Correlates are simply measurements that share some relationship with the independent variable (in this case, the order of search results on a page). For example, we know that backlink counts are correlates of rank order. We also know that social shares are correlates of rank order.
Correlation studies also provide us with direction of the relationship. For example, ice cream sales are positive correlates with temperature and winter jackets are negative correlates with temperature — that is to say, when the temperature goes up, ice cream sales go up but winter jacket sales go down.
Finally, correlation studies can help us rule out proposed ranking factors. This is often overlooked, but it is an incredibly important part of correlation studies. Research that provides a negative result is often just as valuable as research that yields a positive result. We've been able to rule out many types of potential factors — like keyword density and the meta keywords tag — using correlation studies.
Unfortunately, the value of correlation studies tends to end there. In particular, we still want to know whether a correlate causes the rankings or is spurious. Spurious is just a fancy sounding word for "false" or "fake." A good example of a spurious relationship would be that ice cream sales cause an increase in drownings. In reality, the heat of the summer increases both ice cream sales and people who go for a swim. That swimming can cause drownings. So while ice cream sales is a correlate of drowning, it is *spurious.* It does not cause the drowning.
How might we go about teasing out the difference between causal and spurious relationships? One thing we know is that a cause happens before its effect, which means that a causal variable should predict a future change.
An alternative model for correlation studies
I propose an alternate methodology for conducting correlation studies. Rather than measure the correlation between a factor (like links or shares) and a SERP, we can measure the correlation between a factor and changes in the SERP over time.
The process works like this:
- Collect a SERP on day 1
- Collect the link counts for each of the URLs in that SERP
- Look for any URLs are out of order with respect to links; for example, if position 2 has fewer links than position 3
- Record that anomaly
- Collect the same SERP in 14 days
- Record if the anomaly has been corrected (ie: position 3 now out-ranks position 2)
- Repeat across ten thousand keywords and test a variety of factors (backlinks, social shares, etc.)
So what are the benefits of this methodology? By looking at change over time, we can see whether the ranking factor (correlate) is a leading or lagging feature. A lagging feature can automatically be ruled out as causal. A leading factor has the potential to be a causal factor.

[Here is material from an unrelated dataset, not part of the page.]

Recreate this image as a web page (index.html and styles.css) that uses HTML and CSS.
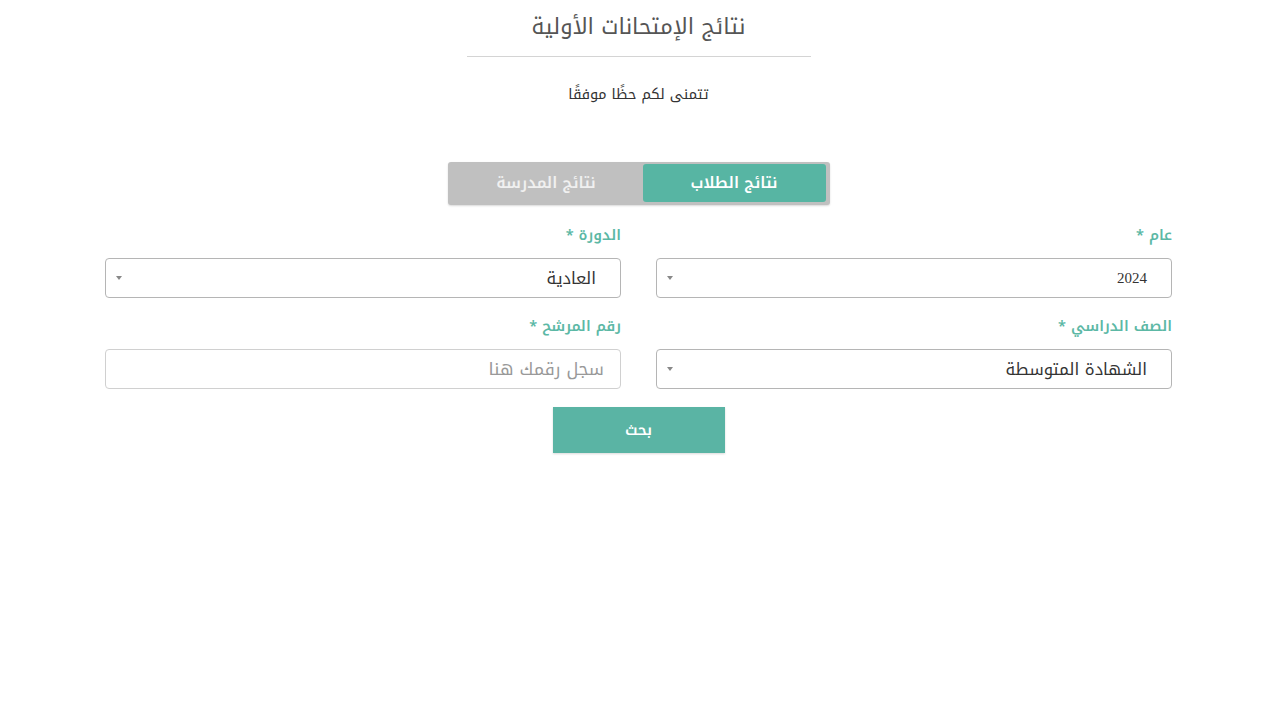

Following this methodology, we tested 3 different common correlates produced by ranking factors studies: Facebook shares, number of root linking domains, and Page Authority. The first step involved collecting 10,000 SERPs from randomly selected keywords in our Keyword Explorer corpus. We then recorded Facebook Shares, Root Linking Domains, and Page Authority for every URL. We noted every example where 2 adjacent URLs (like positions 2 and 3 or 7 and 8) were flipped with respect to the expected order predicted by the correlating factor. For example, if the #2 position had 30 shares while the #3 position had 50 shares, we noted that pair. Finally, 2 weeks later, we captured the same SERPs and identified the percent of times that Google rearranged the pair of URLs to match the expected correlation. We also randomly selected pairs of URLs to get a baseline percent likelihood that any 2 adjacent URLs would switch positions. Here were the results...
The outcome
It's important to note that it is incredibly rare to expect a leading factor to show up strongly in an analysis like this. While the experimental method is sound, it's not as simple as a factor predicting future — it assumes that in some cases we will know about a factor before Google does. The underlying assumption is that in some cases we have seen a ranking factor (like an increase in links or social shares) before Googlebot has and that in the 2 week period, Google will catch up and correct the incorrectly ordered results. As you can expect, this is a rare occasion. However, with a sufficient number of observations, we should be able to see a statistically significant difference between lagging and leading results. However, the methodology only detects when a factor is both leading and Moz Link Explorer discovered the relevant factor before Google.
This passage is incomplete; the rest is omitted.